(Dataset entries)
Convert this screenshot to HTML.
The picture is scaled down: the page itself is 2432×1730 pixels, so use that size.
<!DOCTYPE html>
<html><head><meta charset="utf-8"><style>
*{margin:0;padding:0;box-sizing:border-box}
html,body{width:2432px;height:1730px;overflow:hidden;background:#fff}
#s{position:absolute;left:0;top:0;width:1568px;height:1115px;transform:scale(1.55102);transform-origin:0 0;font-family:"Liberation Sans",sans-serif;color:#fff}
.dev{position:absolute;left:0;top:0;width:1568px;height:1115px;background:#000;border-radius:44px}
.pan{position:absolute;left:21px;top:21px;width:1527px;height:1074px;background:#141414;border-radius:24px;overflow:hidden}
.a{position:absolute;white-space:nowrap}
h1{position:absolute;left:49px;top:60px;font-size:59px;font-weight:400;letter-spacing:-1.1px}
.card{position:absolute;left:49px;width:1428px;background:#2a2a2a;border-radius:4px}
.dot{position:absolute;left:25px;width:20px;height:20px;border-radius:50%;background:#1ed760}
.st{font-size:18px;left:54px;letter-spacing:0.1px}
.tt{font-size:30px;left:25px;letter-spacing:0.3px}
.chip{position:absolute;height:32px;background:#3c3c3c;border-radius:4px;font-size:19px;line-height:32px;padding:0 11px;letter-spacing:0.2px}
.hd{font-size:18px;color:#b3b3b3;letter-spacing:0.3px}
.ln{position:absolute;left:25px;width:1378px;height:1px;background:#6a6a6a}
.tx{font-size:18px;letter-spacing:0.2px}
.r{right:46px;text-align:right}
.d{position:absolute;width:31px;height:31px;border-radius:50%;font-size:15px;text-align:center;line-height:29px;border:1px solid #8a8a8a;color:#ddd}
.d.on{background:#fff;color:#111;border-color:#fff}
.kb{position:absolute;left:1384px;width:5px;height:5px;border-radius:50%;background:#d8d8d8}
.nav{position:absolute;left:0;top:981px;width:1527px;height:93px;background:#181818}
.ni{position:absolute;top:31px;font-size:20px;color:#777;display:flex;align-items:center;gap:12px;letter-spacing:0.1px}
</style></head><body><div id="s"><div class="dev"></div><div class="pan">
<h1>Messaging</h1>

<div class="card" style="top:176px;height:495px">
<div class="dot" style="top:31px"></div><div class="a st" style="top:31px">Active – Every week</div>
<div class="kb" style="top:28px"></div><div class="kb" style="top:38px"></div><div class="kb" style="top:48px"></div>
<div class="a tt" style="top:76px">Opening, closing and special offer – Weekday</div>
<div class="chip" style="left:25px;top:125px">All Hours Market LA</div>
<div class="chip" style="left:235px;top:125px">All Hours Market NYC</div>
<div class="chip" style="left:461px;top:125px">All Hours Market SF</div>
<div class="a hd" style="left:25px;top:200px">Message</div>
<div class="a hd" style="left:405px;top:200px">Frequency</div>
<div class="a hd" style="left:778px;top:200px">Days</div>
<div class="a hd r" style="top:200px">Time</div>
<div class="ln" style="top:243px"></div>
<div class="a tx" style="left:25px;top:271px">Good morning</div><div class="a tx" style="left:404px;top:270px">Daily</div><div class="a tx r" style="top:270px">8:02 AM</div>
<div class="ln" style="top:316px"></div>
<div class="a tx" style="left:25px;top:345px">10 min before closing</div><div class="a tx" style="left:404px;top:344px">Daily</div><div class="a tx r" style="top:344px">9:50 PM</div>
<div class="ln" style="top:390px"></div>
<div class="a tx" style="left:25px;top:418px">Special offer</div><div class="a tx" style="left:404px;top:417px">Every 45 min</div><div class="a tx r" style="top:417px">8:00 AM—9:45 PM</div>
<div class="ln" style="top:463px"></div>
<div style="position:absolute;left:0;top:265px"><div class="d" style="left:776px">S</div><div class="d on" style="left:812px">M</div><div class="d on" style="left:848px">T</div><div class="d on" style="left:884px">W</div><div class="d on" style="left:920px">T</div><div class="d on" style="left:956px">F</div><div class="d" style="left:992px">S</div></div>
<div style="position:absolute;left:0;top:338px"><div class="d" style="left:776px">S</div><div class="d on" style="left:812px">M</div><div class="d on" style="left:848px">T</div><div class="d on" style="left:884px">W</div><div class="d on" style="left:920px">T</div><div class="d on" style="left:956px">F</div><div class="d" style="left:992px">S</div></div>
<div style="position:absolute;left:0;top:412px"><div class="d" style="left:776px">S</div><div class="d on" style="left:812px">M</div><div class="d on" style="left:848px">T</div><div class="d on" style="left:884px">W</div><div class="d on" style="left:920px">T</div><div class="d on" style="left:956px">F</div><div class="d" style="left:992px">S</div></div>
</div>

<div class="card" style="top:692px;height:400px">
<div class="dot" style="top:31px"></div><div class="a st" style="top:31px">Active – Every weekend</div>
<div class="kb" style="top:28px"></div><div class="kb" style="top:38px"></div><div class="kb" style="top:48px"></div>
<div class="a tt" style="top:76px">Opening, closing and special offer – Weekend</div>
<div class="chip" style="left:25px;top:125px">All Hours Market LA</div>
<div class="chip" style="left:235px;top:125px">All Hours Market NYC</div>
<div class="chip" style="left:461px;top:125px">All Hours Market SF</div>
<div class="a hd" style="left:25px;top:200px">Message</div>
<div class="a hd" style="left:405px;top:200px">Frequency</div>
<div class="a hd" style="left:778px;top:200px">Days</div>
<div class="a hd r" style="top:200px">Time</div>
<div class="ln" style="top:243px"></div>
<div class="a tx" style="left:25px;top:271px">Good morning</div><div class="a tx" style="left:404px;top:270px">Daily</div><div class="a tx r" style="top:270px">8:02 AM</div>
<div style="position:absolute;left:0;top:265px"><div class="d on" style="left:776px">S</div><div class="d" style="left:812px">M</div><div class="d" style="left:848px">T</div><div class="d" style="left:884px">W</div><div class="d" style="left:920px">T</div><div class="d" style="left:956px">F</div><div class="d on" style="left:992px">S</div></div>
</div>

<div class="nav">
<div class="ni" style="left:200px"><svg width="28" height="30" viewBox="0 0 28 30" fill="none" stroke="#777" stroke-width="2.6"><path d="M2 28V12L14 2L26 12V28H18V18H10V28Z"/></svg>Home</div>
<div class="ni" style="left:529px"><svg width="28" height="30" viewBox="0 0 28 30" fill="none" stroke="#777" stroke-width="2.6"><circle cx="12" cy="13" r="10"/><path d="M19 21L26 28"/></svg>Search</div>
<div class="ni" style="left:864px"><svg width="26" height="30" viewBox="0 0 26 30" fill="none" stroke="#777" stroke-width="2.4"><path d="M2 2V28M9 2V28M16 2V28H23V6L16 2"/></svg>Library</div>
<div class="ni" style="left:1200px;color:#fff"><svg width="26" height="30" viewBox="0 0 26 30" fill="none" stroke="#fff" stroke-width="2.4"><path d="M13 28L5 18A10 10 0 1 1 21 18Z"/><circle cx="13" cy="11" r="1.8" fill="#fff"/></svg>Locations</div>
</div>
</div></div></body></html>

* * *

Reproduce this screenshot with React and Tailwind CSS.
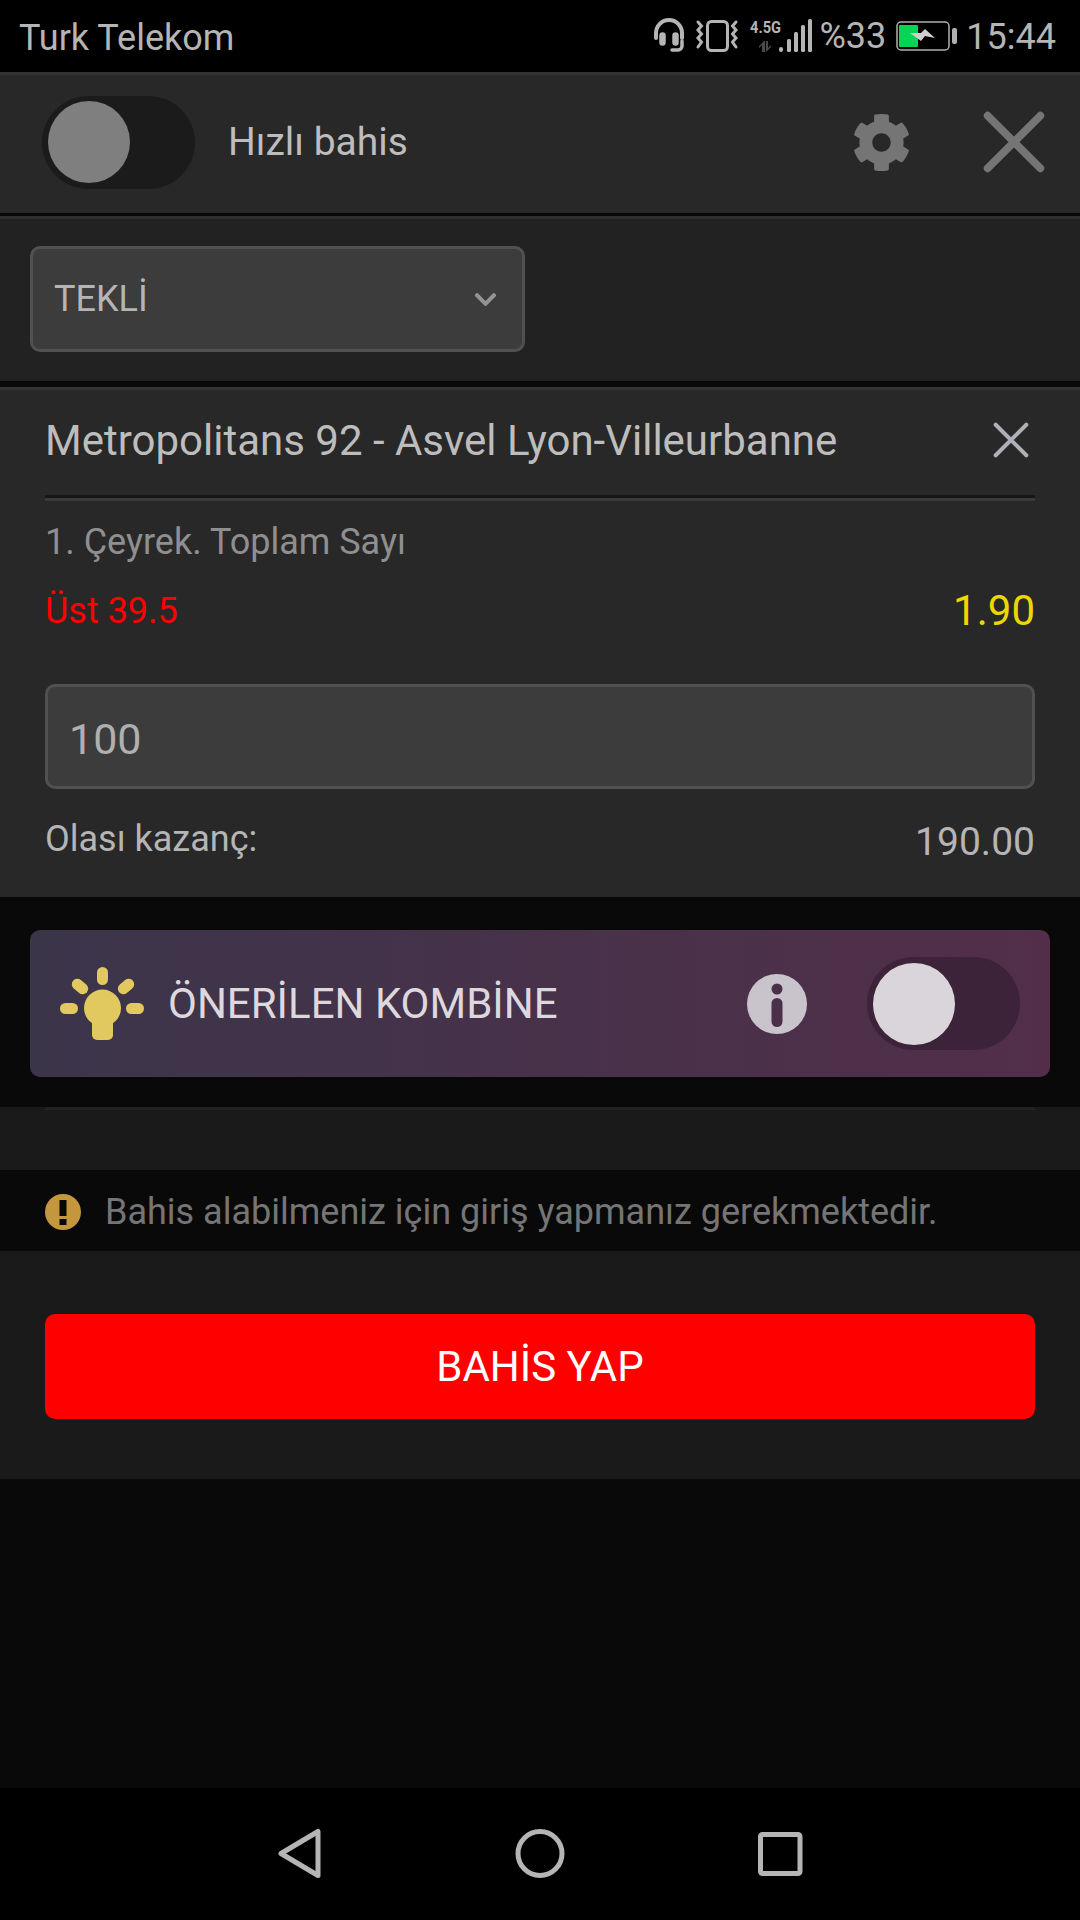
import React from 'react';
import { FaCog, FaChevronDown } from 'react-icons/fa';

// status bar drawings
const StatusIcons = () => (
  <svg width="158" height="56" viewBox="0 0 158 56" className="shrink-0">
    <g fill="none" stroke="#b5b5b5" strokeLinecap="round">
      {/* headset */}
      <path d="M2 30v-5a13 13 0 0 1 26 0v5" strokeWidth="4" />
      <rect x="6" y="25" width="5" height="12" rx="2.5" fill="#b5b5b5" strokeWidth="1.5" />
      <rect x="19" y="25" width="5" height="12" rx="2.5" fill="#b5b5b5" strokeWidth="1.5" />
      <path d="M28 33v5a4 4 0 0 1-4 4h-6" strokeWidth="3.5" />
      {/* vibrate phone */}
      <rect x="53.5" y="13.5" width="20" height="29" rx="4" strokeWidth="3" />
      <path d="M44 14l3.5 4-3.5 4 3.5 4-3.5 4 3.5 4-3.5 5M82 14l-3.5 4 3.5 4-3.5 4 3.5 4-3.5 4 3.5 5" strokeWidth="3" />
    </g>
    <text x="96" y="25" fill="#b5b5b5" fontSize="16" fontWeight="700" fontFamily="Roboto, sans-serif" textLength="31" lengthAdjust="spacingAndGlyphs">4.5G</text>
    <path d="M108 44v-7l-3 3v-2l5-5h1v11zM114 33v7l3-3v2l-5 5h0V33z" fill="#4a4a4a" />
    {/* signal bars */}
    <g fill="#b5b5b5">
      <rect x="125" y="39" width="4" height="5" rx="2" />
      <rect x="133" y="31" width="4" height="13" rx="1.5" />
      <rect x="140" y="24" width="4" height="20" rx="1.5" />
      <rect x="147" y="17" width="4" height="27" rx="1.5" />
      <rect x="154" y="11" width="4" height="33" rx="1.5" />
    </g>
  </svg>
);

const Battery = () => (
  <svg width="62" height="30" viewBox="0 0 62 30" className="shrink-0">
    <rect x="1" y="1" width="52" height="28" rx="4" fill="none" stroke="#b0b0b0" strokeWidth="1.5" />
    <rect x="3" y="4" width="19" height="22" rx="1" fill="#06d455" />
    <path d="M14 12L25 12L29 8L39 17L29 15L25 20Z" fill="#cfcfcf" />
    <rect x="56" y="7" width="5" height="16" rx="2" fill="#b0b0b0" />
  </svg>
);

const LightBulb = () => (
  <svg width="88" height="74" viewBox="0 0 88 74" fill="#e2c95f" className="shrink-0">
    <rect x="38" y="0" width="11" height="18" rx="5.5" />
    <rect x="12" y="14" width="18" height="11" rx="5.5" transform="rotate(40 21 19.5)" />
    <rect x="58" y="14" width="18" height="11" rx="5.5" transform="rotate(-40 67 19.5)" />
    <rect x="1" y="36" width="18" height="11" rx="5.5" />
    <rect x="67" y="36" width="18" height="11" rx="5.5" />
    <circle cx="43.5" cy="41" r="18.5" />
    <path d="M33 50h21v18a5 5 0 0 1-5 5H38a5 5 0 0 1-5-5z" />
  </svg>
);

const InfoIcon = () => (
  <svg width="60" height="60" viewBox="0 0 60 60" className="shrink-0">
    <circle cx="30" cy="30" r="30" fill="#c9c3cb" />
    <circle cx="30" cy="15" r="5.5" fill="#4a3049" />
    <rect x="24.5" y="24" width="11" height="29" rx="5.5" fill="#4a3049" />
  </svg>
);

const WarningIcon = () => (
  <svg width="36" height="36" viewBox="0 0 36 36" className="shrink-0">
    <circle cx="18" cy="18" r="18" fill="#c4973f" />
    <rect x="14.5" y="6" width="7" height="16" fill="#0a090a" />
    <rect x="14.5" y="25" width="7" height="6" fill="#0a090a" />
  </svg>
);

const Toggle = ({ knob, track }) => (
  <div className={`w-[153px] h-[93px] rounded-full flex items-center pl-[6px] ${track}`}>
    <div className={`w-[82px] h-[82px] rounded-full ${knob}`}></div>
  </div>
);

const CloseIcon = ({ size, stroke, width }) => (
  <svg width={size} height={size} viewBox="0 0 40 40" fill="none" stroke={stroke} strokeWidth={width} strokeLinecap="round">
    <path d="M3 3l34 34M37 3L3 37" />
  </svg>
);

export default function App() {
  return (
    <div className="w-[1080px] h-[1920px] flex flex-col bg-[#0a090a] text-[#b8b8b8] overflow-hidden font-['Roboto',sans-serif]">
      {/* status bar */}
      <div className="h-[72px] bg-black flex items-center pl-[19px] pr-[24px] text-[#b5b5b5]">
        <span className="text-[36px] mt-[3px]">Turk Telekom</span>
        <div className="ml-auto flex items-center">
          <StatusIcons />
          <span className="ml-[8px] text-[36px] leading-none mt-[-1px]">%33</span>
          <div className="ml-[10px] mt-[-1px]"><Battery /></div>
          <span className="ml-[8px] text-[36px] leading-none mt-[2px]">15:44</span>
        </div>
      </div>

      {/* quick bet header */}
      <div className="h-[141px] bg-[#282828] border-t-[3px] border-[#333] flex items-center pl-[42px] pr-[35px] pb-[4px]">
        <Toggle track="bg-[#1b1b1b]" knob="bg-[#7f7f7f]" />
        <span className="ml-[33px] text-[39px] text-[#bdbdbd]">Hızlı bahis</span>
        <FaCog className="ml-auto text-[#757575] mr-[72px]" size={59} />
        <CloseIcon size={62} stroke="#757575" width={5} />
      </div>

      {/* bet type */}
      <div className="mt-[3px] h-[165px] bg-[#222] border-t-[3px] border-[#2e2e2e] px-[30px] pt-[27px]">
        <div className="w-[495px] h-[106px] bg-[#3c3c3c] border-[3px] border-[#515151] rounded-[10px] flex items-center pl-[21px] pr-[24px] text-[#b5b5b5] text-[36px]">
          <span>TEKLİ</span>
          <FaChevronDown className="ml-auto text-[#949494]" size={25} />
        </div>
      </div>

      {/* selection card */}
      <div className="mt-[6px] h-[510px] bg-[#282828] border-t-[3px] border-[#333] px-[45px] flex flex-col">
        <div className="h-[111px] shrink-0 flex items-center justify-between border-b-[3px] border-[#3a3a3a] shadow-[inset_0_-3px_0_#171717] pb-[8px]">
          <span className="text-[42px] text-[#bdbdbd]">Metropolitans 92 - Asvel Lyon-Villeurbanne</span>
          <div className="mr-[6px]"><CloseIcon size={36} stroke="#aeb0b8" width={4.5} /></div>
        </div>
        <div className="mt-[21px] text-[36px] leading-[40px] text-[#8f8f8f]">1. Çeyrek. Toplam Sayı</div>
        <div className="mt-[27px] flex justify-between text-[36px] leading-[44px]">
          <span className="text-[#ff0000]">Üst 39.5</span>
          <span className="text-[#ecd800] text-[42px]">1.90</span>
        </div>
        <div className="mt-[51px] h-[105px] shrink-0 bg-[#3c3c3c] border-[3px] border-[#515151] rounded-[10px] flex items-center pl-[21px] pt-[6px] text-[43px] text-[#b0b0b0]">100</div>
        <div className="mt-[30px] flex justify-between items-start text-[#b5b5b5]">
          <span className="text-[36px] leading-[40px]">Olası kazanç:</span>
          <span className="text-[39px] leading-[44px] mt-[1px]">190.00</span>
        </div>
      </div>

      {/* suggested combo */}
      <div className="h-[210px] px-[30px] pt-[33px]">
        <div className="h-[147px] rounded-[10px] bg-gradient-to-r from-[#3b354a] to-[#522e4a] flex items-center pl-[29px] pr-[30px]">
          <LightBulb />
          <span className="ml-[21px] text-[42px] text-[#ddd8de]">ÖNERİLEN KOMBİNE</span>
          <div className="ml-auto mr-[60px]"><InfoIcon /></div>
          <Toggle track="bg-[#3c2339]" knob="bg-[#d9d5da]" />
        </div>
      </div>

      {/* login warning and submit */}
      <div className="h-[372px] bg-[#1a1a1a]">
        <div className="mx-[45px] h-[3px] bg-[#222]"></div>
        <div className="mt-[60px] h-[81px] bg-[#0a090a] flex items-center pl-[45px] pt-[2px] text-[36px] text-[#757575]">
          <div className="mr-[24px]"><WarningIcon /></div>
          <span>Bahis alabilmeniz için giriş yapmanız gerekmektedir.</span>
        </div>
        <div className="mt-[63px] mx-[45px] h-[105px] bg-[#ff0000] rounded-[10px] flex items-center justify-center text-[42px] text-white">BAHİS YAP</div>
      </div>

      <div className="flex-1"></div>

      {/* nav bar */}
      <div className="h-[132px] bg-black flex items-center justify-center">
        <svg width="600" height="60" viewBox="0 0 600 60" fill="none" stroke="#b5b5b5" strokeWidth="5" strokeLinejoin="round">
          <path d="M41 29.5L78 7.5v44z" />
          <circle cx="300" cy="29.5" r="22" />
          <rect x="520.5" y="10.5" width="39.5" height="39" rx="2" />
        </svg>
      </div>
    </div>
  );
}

** EXERCISE OBJECTIVE **
Only the count is needed: the number of lines in the data that include the word "this".

** REPLY **
2